¡Papá, tengo párkinson!

 

¡Papá, tengo párkinson! Le dije a mi padre por teléfono. Y me puse a llorar.  Normalmente una noticia como ésta la comunican los padres jubilados a los hijos, pero la normalidad no equivale a la totalidad. Y nosotras, que tenemos Parkinson de Inicio Temprano, lo sabemos muy bien.

La enfermedad en sí no me vino por sorpresa. La sorpresa fue, sin duda, el momento. De niña, ya me pregunté si de mayor tendría párkinson, como mi abuela.

Pero entonces no intuía, ni sospechaba, ni me podía llegar a imaginar que el párkinson me llegaría a los cuarenta años, justo cuando estaba aprendiendo el oficio de ser madre. Apenas seis años después de que se lo diagnosticaran a mi padre.

Y menos aún, me imaginaba, que tardaría más de dos años en tener un diagnóstico.  Dos años de sufrir síntomas cada vez más graves, incrementados por la impotencia y la incertidumbre, hasta el punto de casi no poder caminar.  Ahora parece que eso hace siglos que ocurrió.

Entonces la desesperación me llevó a buscar una salida y una explicación en la acupuntura, la osteopatía, la traumatología, incluso en los antidepresivos, por si acaso era un problema de somatización.  Una prueba neurológica que ya no recuerdo, finalmente, confirmó un diagnóstico concluyente, y aunque no os lo creáis, en el fondo fue bien recibido, porque significaba poner fin a un calvario de interrogantes y de bloqueos. 

Para evitar que se repitan situaciones como ésta, en las que un diagnóstico a priori de fácil detección clínica se convierte en una maratón interminable de pruebas y ensayos, me atrevo a decir que es imprescindible que el párkinson de inicio temprano adquiera más relevancia pública, tanto en hombres como en mujeres. En eso estamos.

Mi hijo a veces me pregunta si él también tendrá párkinson. Yo le respondo que no se preocupe, que cuando él será mayor ya habrán encontrado la cura. La verdad es que es una de esas cosas que decimos las madres para proteger del dolor y la tristeza a nuestros vástagos. También es verdad que carecemos de la certeza de que eso va a ser así.

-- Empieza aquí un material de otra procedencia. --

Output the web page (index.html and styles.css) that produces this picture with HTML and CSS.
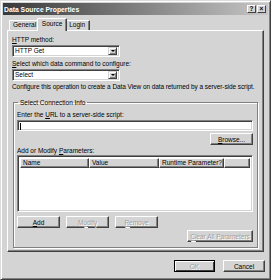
FILE: index.html
```html
<!DOCTYPE html>
<html>
<head>
<meta charset="utf-8">
<link rel="stylesheet" href="styles.css">
</head>
<body>
<div class="window">
  <div class="titlebar">
    <span class="title">Data Source Properties</span>
    <div class="tbtns">
      <span class="tbtn">?</span>
      <span class="tbtn">×</span>
    </div>
  </div>
  <div class="tabs">
    <div class="tab t-general">General</div>
    <div class="tab active">Source</div>
    <div class="tab t-login">Login</div>
  </div>
  <div class="panel">
    <div class="label first"><u>H</u>TTP method:</div>
    <div class="select"><span class="sval">HTTP Get</span><span class="arrow"><span class="tri"></span></span></div>
    <div class="label second"><u>S</u>elect which data command to configure:</div>
    <div class="select"><span class="sval">Select</span><span class="arrow"><span class="tri"></span></span></div>
    <div class="label desc">Configure this operation to create a Data View on data returned by a server-side script.</div>
    <fieldset class="group">
      <legend>Select Connection Info</legend>
      <div class="label">Enter the <u>U</u>RL to a server-side script:</div>
      <div class="input"><span class="caret"></span></div>
      <div class="row right browse-row"><span class="btn browse"><u>B</u>rowse...</span></div>
      <div class="label params">Add or Modify <u>P</u>arameters:</div>
      <div class="list">
        <div class="lhead">
          <span class="col c1">Name</span>
          <span class="col c2">Value</span>
          <span class="col c3">Runtime Parameter?</span>
          <span class="col c4"></span>
        </div>
      </div>
      <div class="row btnrow">
        <span class="btn w43"><u>A</u>dd</span>
        <span class="btn w43 disabled">M<u>o</u>dify</span>
        <span class="btn w43 disabled"><u>R</u>emove</span>
      </div>
      <div class="row right clear-row"><span class="btn clear disabled"><u>C</u>lear All Parameters</span></div>
    </fieldset>
  </div>
  <div class="footer">
    <span class="btn ok disabled">OK</span>
    <span class="btn cancel">Cancel</span>
  </div>
</div>
</body>
</html>
```

FILE: styles.css
```css
* { box-sizing: border-box; }
html, body { margin: 0; padding: 0; background: #d4d4d4; }
.window {
  width: 271px; height: 280px;
  background: #d4d4d4;
  border: 1px solid;
  border-color: #dcdcdc #404040 #404040 #dcdcdc;
  box-shadow: inset 1px 1px 0 #fff, inset -1px -1px 0 #808080;
  padding: 2px;
  display: flex; flex-direction: column;
  font-family: "Liberation Sans", Arial, sans-serif;
  font-size: 6.5px;
  color: #000;
}
u { text-decoration: underline; text-underline-offset: 1px; }
.titlebar {
  height: 12px;
  background: linear-gradient(to right, #3a3a3a 0%, #6a6a6a 35%, #c6c6c6 100%);
  display: flex; align-items: center; justify-content: space-between;
  padding: 0 2px 0 1px;
}
.title { color: #fff; font-weight: bold; font-size: 6.8px; }
.tbtns { display: flex; gap: 1px; }
.tbtn {
  width: 9px; height: 8px;
  background: #d4d4d4;
  border: 1px solid; border-color: #fff #404040 #404040 #fff;
  font-size: 6.5px; font-weight: bold; line-height: 6px; text-align: center;
}
.tabs {
  margin: 3px 4px 0;
  height: 12px;
  display: flex; align-items: flex-end;
  padding-left: 2px;
}
.tab {
  height: 10px;
  line-height: 8px;
  padding: 0 2px;
  text-align: center;
  white-space: nowrap;
  border: 1px solid; border-bottom: none;
  border-color: #fff #404040 transparent #fff;
  box-shadow: inset -1px 0 0 #808080;
  border-radius: 1px 1px 0 0;
}
.t-general { padding: 0 2px 0 3px; }
.t-login { width: 25px; border-left: none; }
.tab.active {
  height: 13px; width: 30px;
  margin: 0 -2px -1px;
  background: #d4d4d4;
  position: relative; z-index: 1;
  padding-top: 1px;
}
.panel {
  height: 222px;
  margin: 0 4px;
  border: 1px solid;
  border-color: #fff #404040 #404040 #fff;
  box-shadow: inset -1px -1px 0 #808080;
  padding: 4px 5px 0 4px;
  display: flex; flex-direction: column;
}
.label { height: 9px; line-height: 9px; white-space: nowrap; }
.label.second { margin-top: 2px; }
.select {
  margin-top: 1px;
  width: 108px; height: 12px;
  background: #fff;
  border: 1px solid; border-color: #808080 #fff #fff #808080;
  box-shadow: inset 1px 1px 0 #404040, inset -1px -1px 0 #d4d4d4;
  display: flex; align-items: center; justify-content: space-between;
  padding: 2px;
}
.sval { line-height: 8px; }
.arrow {
  width: 9px; height: 8px;
  background: #d4d4d4;
  border: 1px solid; border-color: #d4d4d4 #404040 #404040 #d4d4d4;
  box-shadow: inset 1px 1px 0 #fff, inset -1px -1px 0 #808080;
  display: flex; align-items: center; justify-content: center;
}
.tri { width: 0; height: 0; border-left: 2px solid transparent; border-right: 2px solid transparent; border-top: 2px solid #000; }
.label.desc { margin-top: 1px; letter-spacing: -0.08px; }
.group {
  margin: 7px 0 0 1px;
  padding: 0 4px 0 3px;
  height: 150px;
  border: 1px solid #808080;
  box-shadow: 1px 1px 0 #fff, inset 1px 1px 0 #fff;
  display: flex; flex-direction: column;
  min-width: 0;
}
.group legend { padding: 0 2px; margin-left: 1px; line-height: 9px; height: 9px; }
.group > .label:first-of-type { margin-top: 3px; }
.input {
  margin-top: 1px;
  height: 11px;
  background: #fff;
  border: 1px solid; border-color: #808080 #fff #fff #808080;
  box-shadow: inset 1px 1px 0 #404040, inset -1px -1px 0 #d4d4d4;
  padding: 2px 0 0 2px;
}
.caret { display: block; width: 1px; height: 7px; background: #000; }
.row { display: flex; }
.row.right { justify-content: flex-end; }
.browse-row { margin-top: 2px; }
.btn {
  display: flex; align-items: center; justify-content: center;
  height: 12px;
  background: #d4d4d4;
  border: 1px solid; border-color: #fff #404040 #404040 #fff;
  box-shadow: inset -1px -1px 0 #808080;
  white-space: nowrap;
}
.btn.disabled { color: #a0a0a0; text-shadow: 1px 1px 0 #fff; }
.browse { width: 43px; }
.label.params { margin-top: 1px; }
.list {
  height: 57px;
  background: #fff;
  border: 1px solid; border-color: #808080 #fff #fff #808080;
  box-shadow: inset 1px 1px 0 #404040, inset -1px -1px 0 #d4d4d4;
  padding: 2px 2px 0 2px;
}
.lhead { display: flex; height: 10px; }
.col {
  height: 10px; line-height: 8px;
  background: #d4d4d4;
  border: 1px solid; border-color: #fff #404040 #404040 #fff;
  box-shadow: inset -1px -1px 0 #808080;
  padding-left: 2px;
  white-space: nowrap; overflow: hidden;
}
.c1 { width: 69px; }
.c2 { width: 70px; }
.c3 { width: 65px; }
.c4 { flex: 1; }
.btnrow { margin-top: 4px; gap: 6px; }
.w43 { width: 43px; }
.clear-row { margin-top: 2px; }
.clear { width: 66px; }
.footer {
  display: flex; justify-content: flex-end; gap: 8px;
  padding: 8px 3px 0 0;
}
.ok { width: 41px; border: 1px solid #000; box-shadow: inset 1px 1px 0 #fff, inset -1px -1px 0 #404040; }
.cancel { width: 42px; }
```
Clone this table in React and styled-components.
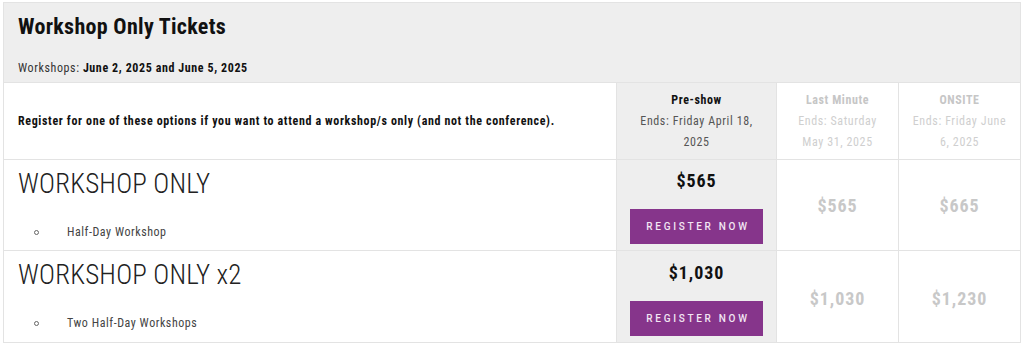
import React from "react";
import styled, { createGlobalStyle } from "styled-components";

const Global = createGlobalStyle`
  body {
    margin: 0;
    background: #fff;
    font-family: Roboto, "Liberation Sans", sans-serif;
    font-stretch: 75%;
    color: #222;
  }
`;

const Panel = styled.section`
  margin: 2px 0 0 3px;
  width: 1018px;
  border: 1px solid #e3e3e3;
  box-sizing: border-box;
`;

const Header = styled.header`
  background: #eeeeee;
  height: 80px;
  padding: 10px 14px 0;
  box-sizing: border-box;
  border-bottom: 1px solid #e3e3e3;
`;

const Title = styled.h2`
  margin: 0;
  font-size: 22px;
  font-weight: 700;
  line-height: 28px;
  letter-spacing: 0.3px;
  color: #111;
`;

const Dates = styled.p`
  margin: 18px 0 0;
  font-size: 12px;
  line-height: 18px;
  letter-spacing: 0.6px;
  color: #333;
  b { color: #111; font-weight: 700; }
`;

const Grid = styled.div`
  display: grid;
  grid-template-columns: 613px 160px 122px 1fr;
  grid-template-rows: 77px 91px 91px;
`;

const Cell = styled.div`
  box-sizing: border-box;
  border-right: ${p => (p.$last ? "none" : "1px solid #e3e3e3")};
  border-bottom: ${p => (p.$bottom ? "none" : "1px solid #e3e3e3")};
  background: ${p => (p.$active ? "#eeeeee" : "#fff")};
  display: flex;
  flex-direction: column;
  align-items: ${p => (p.$left ? "flex-start" : "center")};
  justify-content: center;
  text-align: ${p => (p.$left ? "left" : "center")};
  padding-top: ${p => p.$shift || 0}px;
`;

const Intro = styled.p`
  margin: 0 0 0 14px;
  font-size: 12px;
  font-weight: 700;
  letter-spacing: 0.64px;
  color: #111;
`;

const TierName = styled.div`
  font-size: 12px;
  font-weight: 700;
  line-height: 21px;
  letter-spacing: 0.6px;
  color: ${p => (p.$muted ? "#c6c6c6" : "#111")};
`;

const TierEnds = styled.div`
  font-size: 12px;
  line-height: 21px;
  letter-spacing: 0.6px;
  color: ${p => (p.$muted ? "#cfcfcf" : "#555")};
  padding: 0 11px;
`;

const Product = styled.div`
  align-self: stretch;
  justify-content: flex-start;
  padding: 7px 0 0 14px;
`;

const ProductName = styled.h3`
  margin: 0;
  font-size: 27px;
  font-weight: 300;
  line-height: 34px;
  color: #222;
  letter-spacing: 0.2px;
`;

const Features = styled.ul`
  margin: 22px 0 0;
  padding: 0 0 0 16px;
  list-style: none;
  font-size: 12px;
  line-height: 18px;
  letter-spacing: 0.55px;
  color: #444;
`;

const Feature = styled.li`
  display: flex;
  align-items: center;
  gap: 28px;

  &::before {
    content: "";
    width: 3px;
    height: 3px;
    border: 1px solid #666;
    border-radius: 50%;
  }
`;

const Price = styled.div`
  font-size: 18px;
  font-weight: 700;
  line-height: 22px;
  letter-spacing: 0.9px;
  color: ${p => (p.$muted ? "#c8c8c8" : "#111")};
`;

const RegisterButton = styled.button`
  margin-top: 17px;
  width: 133px;
  height: 35px;
  background: #86358b;
  border: none;
  color: #f2e6f3;
  font-family: inherit;
  font-stretch: 100%;
  font-size: 10px;
  font-weight: 500;
  letter-spacing: 2.7px;
  text-indent: 3px;
  cursor: pointer;
`;

const tiers = [
  { name: "Pre-show", ends: "Ends: Friday April 18, 2025", active: true },
  { name: "Last Minute", ends: "Ends: Saturday May 31, 2025" },
  { name: "ONSITE", ends: "Ends: Friday June 6, 2025" },
];

const products = [
  { name: "WORKSHOP ONLY", features: ["Half-Day Workshop"], prices: ["$565", "$565", "$665"] },
  { name: "WORKSHOP ONLY x2", features: ["Two Half-Day Workshops"], prices: ["$1,030", "$1,030", "$1,230"] },
];

export default function App() {
  return (
    <>
      <Global />
      <Panel>
        <Header>
          <Title>Workshop Only Tickets</Title>
          <Dates>
            Workshops: <b>June 2, 2025 and June 5, 2025</b>
          </Dates>
        </Header>
        <Grid>
          <Cell $left>
            <Intro>Register for one of these options if you want to attend a workshop/s only (and not the conference).</Intro>
          </Cell>
          {tiers.map((t, i) => (
            <Cell key={t.name} $active={t.active} $last={i === tiers.length - 1}>
              <TierName $muted={!t.active}>{t.name}</TierName>
              <TierEnds $muted={!t.active}>{t.ends}</TierEnds>
            </Cell>
          ))}
          {products.map((p, r) => {
            const bottom = r === products.length - 1;
            return (
              <React.Fragment key={p.name}>
                <Cell as={Product} $left $bottom={bottom}>
                  <ProductName>{p.name}</ProductName>
                  <Features>
                    {p.features.map(f => (
                      <Feature key={f}>{f}</Feature>
                    ))}
                  </Features>
                </Cell>
                {p.prices.map((price, i) => (
                  <Cell
                    key={i}
                    $active={i === 0}
                    $last={i === p.prices.length - 1}
                    $bottom={bottom}
                    $shift={i === 0 ? 3 + r * 2 : 2 + r * 2}
                  >
                    <Price $muted={i !== 0}>{price}</Price>
                    {i === 0 && <RegisterButton>REGISTER NOW</RegisterButton>}
                  </Cell>
                ))}
              </React.Fragment>
            );
          })}
        </Grid>
      </Panel>
    </>
  );
}
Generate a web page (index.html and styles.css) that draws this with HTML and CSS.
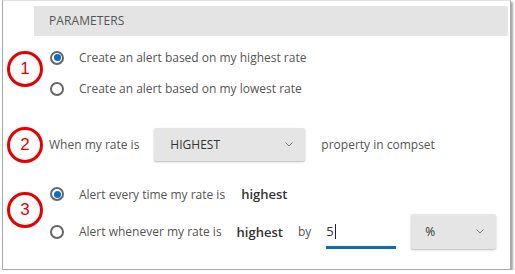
FILE: index.html
```html
<!DOCTYPE html>
<html>
<head>
<meta charset="utf-8">
<link rel="stylesheet" href="styles.css">
</head>
<body>
<div class="frame">
  <div class="header">PARAMETERS</div>

  <div class="section s1">
    <div class="marker m1">1</div>
    <div class="content">
      <label class="opt"><input type="radio" name="a" checked><span>Create an alert based on my highest rate</span></label>
      <label class="opt"><input type="radio" name="a"><span>Create an alert based on my lowest rate</span></label>
    </div>
  </div>

  <div class="section s2">
    <div class="marker m2">2</div>
    <div class="content row">
      <span class="txt">When my rate is</span>
      <div class="select sel-big"><span>HIGHEST</span><svg width="8" height="5" viewBox="0 0 8 5"><polyline points="0.5,0.5 4,4 7.5,0.5" fill="none" stroke="#777" stroke-width="1"/></svg></div>
      <span class="txt after">property in compset</span>
    </div>
  </div>

  <div class="section s3">
    <div class="marker m3">3</div>
    <div class="content">
      <label class="opt opt3a"><input type="radio" name="b" checked><span>Alert every time my rate is</span><b class="hl hl1">highest</b></label>
      <div class="opt opt3b">
        <input type="radio" name="b"><span>Alert whenever my rate is</span><b class="hl hl2">highest</b>
        <span class="by">by</span>
        <div class="num"><span>5</span><i class="caret"></i></div>
        <div class="select sel-small"><span>%</span><svg width="8" height="5" viewBox="0 0 8 5"><polyline points="0.5,0.5 4,4 7.5,0.5" fill="none" stroke="#777" stroke-width="1"/></svg></div>
      </div>
    </div>
  </div>
</div>
</body>
</html>
```

FILE: styles.css
```css
* { box-sizing: border-box; }
html, body { margin: 0; padding: 0; background: #fff; }
body { font-family: "Open Sans", "Liberation Sans", sans-serif; color: #555; font-size: 12px; }

.frame {
  margin-left: 2px;
  width: 509px;
  height: 270px;
  border: 1px solid #a8a8a8;
  border-top-color: #e0e0e0;
  box-shadow: 2px 2px 2px rgba(0,0,0,0.35);
  padding: 5px 2px 0 31px;
  position: relative;
}
.header {
  height: 30px;
  line-height: 30px;
  background: #e4e4e4;
  padding-left: 15px;
  font-size: 12px;
  color: #555;
  letter-spacing: 0.1px;
}

.section {
  display: flex;
  margin-left: -31px;
}
.marker {
  flex: none;
  width: 36px;
  height: 36px;
  margin-left: 4px;
  border: 3px solid #e60000;
  border-radius: 50%;
  color: #e60000;
  font-family: "Liberation Sans", Arial, sans-serif;
  font-size: 17px;
  display: flex;
  align-items: center;
  justify-content: center;
}
.content { margin-left: 6px; }

.s1 { margin-top: 6px; }
.m1 { margin-top: 9px; }
.s2 { margin-top: 0; padding-top: 24px; }
.m2 { margin-top: -1px; }
.s3 { margin-top: 13px; }
.m3 { margin-top: 16px; }

.opt {
  display: flex;
  align-items: center;
  height: 31px;
}
.opt input {
  appearance: none;
  -webkit-appearance: none;
  margin: 0 15px 0 1px;
  width: 14px;
  height: 14px;
  border: 2px solid #666;
  border-radius: 50%;
  background: #fff;
  flex: none;
  position: relative;
}
.opt input:checked::after {
  content: "";
  position: absolute;
  left: 1.5px;
  top: 1.5px;
  width: 7px;
  height: 7px;
  border-radius: 50%;
  background: #0a6ebd;
}
.opt3a { height: 36px; }
.opt3b { height: 35px; margin-top: 2px; }

.hl { font-weight: 600; color: #333; font-size: 13px; }
.hl1 { margin-left: 16px; }
.hl2 { margin-left: 15px; }
.by { margin-left: 15px; }

.row { display: flex; align-items: center; height: 33px; }
.txt { margin-left: 0; }
.after { margin-left: 16px; }

.select {
  display: flex;
  align-items: center;
  justify-content: space-between;
  background: #e5e5e5;
  border-radius: 2px;
  box-shadow: 0 1px 2px rgba(0,0,0,0.28);
  color: #333;
}
.sel-big { width: 151px; height: 33px; margin-left: 15px; padding: 0 12px 0 16px; }
.sel-small { width: 85px; height: 35px; margin-left: 15px; padding: 0 12px 0 14px; }

.num {
  width: 70px;
  height: 35px;
  margin-left: 15px;
  border-bottom: 3px solid #0a6ebd;
  display: flex;
  align-items: center;
  color: #333;
  font-size: 13px;
  padding-top: 2px;
}
.caret {
  display: inline-block;
  width: 1px;
  height: 15px;
  background: #222;
  margin-left: 1px;
}
```
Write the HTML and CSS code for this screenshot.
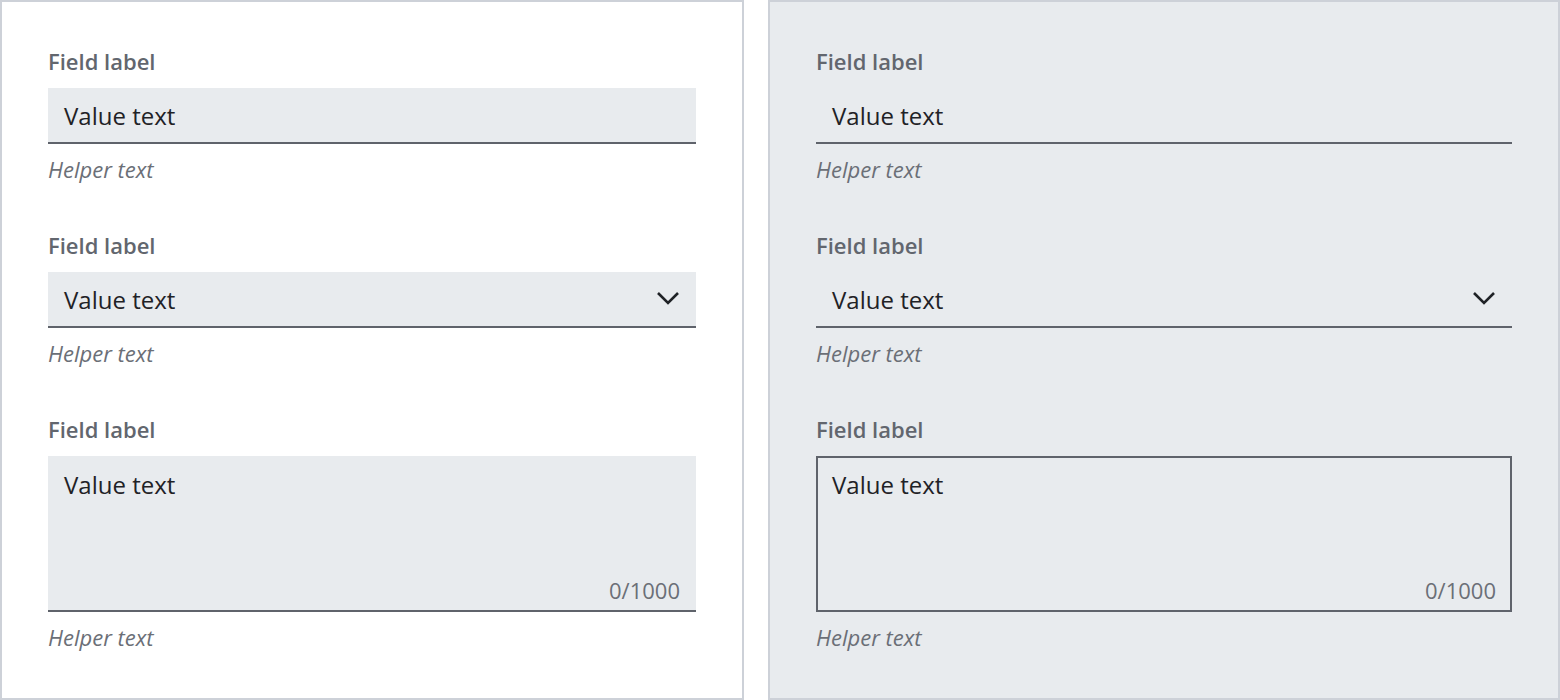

Me gustaría pensar que estoy en lo cierto y que médicos y farmacéuticos están investigando con mucho empeño para descubrir el origen de este mal antes de que mi hijo, si es el caso, desarrolle la enfermedad. Pero no lo veo tan claro. Y entonces surge el desasosiego. El desasosiego de empatizar con el sufrimiento de mi padre cuando le llamé ese día de junio de 2013.  En ese estado de desasosiego a veces aparecen temores y retazos de imágenes futuras en las que mi hijo me llama por teléfono para decirme: ¡Mamá, tengo párkinson!